DATASET EXCERPT:
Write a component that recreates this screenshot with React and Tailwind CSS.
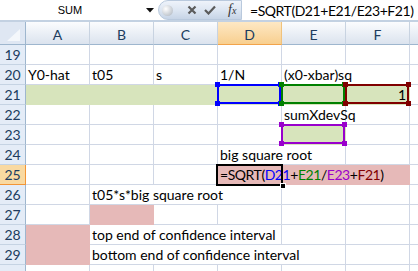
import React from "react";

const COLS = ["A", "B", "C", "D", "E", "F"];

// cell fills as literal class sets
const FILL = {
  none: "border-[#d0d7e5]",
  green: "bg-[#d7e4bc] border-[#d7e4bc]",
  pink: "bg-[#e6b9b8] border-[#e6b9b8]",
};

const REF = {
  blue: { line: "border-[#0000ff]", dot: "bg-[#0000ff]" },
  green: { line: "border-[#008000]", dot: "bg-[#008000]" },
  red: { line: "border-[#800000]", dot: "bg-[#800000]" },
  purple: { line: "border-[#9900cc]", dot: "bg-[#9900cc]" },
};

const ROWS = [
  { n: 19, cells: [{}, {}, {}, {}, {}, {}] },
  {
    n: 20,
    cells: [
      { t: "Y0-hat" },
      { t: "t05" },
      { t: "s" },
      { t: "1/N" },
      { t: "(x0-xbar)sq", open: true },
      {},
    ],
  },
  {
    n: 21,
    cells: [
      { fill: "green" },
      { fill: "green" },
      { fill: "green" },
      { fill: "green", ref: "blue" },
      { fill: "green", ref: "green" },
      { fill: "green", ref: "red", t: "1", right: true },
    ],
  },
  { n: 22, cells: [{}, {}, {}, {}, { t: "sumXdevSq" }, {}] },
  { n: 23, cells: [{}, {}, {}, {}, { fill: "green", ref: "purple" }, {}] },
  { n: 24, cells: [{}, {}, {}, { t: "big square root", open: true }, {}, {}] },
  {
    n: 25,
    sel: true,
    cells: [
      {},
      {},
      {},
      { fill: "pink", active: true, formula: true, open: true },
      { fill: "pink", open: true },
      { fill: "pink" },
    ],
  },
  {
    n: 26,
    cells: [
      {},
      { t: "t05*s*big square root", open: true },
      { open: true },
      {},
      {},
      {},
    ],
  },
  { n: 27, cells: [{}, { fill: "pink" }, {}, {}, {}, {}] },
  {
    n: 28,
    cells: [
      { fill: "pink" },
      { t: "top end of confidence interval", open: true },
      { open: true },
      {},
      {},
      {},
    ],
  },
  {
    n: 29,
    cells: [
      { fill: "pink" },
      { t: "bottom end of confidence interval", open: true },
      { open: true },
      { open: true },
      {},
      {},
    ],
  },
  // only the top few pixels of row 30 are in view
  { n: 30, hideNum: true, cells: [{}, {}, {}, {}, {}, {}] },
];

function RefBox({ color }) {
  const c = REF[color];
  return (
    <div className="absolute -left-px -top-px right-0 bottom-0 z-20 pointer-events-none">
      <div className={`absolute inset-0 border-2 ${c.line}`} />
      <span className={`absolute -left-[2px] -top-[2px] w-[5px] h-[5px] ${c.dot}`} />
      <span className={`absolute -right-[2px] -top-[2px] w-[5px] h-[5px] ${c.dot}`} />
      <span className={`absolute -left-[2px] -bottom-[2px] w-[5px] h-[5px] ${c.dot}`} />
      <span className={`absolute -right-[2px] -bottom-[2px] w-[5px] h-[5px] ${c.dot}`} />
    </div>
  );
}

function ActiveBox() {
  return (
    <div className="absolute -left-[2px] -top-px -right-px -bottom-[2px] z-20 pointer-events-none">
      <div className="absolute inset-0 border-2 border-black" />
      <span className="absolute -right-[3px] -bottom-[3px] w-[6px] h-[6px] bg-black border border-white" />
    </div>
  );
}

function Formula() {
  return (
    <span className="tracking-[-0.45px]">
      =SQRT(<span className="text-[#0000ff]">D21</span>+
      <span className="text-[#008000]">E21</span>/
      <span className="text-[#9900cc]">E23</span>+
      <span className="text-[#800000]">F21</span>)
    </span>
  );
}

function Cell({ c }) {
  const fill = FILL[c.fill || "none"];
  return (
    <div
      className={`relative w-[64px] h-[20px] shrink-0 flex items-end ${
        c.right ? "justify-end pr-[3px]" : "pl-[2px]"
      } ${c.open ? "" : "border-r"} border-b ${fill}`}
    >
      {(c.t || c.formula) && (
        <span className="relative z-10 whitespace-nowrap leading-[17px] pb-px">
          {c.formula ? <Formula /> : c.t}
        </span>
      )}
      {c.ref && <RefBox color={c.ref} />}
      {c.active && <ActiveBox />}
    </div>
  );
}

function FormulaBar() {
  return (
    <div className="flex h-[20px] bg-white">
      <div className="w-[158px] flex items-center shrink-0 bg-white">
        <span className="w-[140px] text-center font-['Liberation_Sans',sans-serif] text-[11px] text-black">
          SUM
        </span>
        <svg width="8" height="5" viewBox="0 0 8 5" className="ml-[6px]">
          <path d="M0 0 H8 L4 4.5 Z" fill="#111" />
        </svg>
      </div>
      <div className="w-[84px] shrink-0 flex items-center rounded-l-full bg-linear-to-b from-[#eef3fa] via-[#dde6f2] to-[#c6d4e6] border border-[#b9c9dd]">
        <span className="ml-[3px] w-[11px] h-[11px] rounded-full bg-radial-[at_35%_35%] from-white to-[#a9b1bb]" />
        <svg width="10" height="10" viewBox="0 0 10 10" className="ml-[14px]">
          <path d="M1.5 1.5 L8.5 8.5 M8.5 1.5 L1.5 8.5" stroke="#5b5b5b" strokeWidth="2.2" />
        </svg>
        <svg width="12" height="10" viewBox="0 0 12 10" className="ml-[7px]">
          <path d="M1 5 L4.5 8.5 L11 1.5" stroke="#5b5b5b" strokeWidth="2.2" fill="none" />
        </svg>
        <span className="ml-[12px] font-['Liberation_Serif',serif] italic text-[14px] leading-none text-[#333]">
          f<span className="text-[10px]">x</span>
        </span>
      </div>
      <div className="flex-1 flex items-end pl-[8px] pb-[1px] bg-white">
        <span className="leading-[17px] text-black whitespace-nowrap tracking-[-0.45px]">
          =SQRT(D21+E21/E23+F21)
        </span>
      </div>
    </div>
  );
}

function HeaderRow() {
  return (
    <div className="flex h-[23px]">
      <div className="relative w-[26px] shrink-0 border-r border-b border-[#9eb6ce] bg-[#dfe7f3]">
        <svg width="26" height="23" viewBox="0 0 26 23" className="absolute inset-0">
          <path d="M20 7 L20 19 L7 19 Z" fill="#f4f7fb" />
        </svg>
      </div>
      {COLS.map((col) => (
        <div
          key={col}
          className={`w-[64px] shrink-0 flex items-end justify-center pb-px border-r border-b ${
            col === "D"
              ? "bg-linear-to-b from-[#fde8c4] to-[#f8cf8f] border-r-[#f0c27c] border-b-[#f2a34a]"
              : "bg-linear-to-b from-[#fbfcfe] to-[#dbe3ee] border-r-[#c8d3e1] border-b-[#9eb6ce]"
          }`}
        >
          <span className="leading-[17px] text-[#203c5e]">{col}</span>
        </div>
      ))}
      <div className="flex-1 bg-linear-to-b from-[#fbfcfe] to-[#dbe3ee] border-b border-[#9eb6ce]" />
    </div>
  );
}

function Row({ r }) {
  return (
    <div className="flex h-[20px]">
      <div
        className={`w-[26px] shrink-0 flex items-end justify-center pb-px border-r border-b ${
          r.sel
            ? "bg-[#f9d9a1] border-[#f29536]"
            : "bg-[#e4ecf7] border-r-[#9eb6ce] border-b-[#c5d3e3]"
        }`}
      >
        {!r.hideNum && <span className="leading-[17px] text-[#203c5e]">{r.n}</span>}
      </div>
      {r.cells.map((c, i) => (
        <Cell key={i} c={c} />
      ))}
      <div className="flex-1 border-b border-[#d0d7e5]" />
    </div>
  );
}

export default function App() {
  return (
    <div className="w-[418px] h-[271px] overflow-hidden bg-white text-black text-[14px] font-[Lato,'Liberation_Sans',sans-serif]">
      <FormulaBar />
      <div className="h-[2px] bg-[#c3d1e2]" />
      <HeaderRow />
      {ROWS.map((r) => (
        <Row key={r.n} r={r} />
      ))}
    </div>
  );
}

REQUIRED TASK:
Choose all lines containing the string "React" and copy them out.

RESPONSE FOR THIS EXERCISE:
Write a component that recreates this screenshot with React and Tailwind CSS.
import React from "react";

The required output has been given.